Then I moved on to a second patch, inspired by this picture of Meg’s daughter, Parker …

She’s holding a miniature towel I made for the play kitchen her parents got for her second birthday, hence …

Dyed thread by Deb Lacativa

After stitching the words (and I’m feeling a bit rusty as it’s been a while), I pieced the two patches together with an overcast seam …

thereby joining the generations from my mom to my granddaughter …

A perfect pairing …

How I (don’t/can’t/won’t/never) follow recipes

I’ve mentioned many times before how I am seemingly incapable of following recipes, to which the following links attest:
Nonetheless, I love having recipes as a jumping off point. This morning, it was this from Austin Kleon …

I walked around the house with this in mind, thinking how I’ve been “stuck” recently … with so many projects that I can’t choose which to work on, so I do nothing.
Which brought to mind Remember 2016

http://imgoingtotexas.blogspot.com/search/label/Remember%202016

where one small patch a day added up to something worthwhile.
And the Peace Pin Project
which likewise became more than the sum of its parts.
So I sat down, tore off a bit of cloth, and wrote “each day one small thing” …

which is what Austin Kleon’s quote had become in my mind.
But as I started to stitch I realized that my days, the good ones anyway, add up to far more than one thing. By the time I started stitching this I had already made myself breakfast, read the paper, started a load of wash, called (and called and called and called) my senators …

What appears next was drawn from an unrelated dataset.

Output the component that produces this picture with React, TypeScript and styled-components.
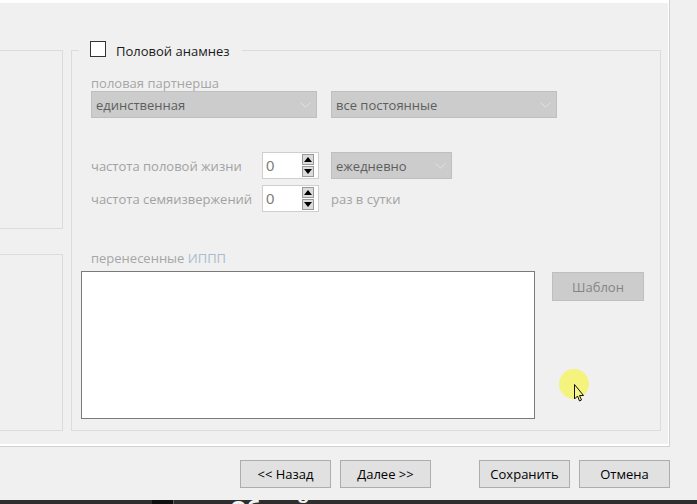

through ten minutes of busy signals and voice mail boxes before getting through to live staffers and lodging my opposition to the insanity they call tax reform.
And so the cloth got edited and became “each day many small things.”
I’ll probably have more to say about that, hopefully soon. For now, I’m going to go do some small things …

Word matters (part 2)

So, I’ve never been a big fan of my own handwriting. Somehow the letters always end up different sizes and there’s no consistency in their formation. A calligrapher I will never be.

But I did pick up one very useful tip in my middle school library teaching days: don’t even try to align letters on a bulletin board … stagger them instead.
Both these truths are realized here …

Heck, even when I draw a guideline (here done in water-erasable pen), I can’t manage to follow it. But at least the lettering is uniquely mine. And I’m very happy with my new set of permanent markers, purchased on sale from Dick Blick. They are 0.05 mm (half the width of an XS Pitt pen) which is fine enough to hide behind the single-strand split backstitching I favor (aka “splitting hairs” in Jude Hill’s lexicon) …

Speaking of Jude, I have to credit her “Flower Power” post 
with pulling this peace patch out of my brain (where it’s been germinating for a while) and onto a piece of indigo shibori … not exactly tie-dye, but close enough. 
A couple of seams later, I had the latest peace shawl patch …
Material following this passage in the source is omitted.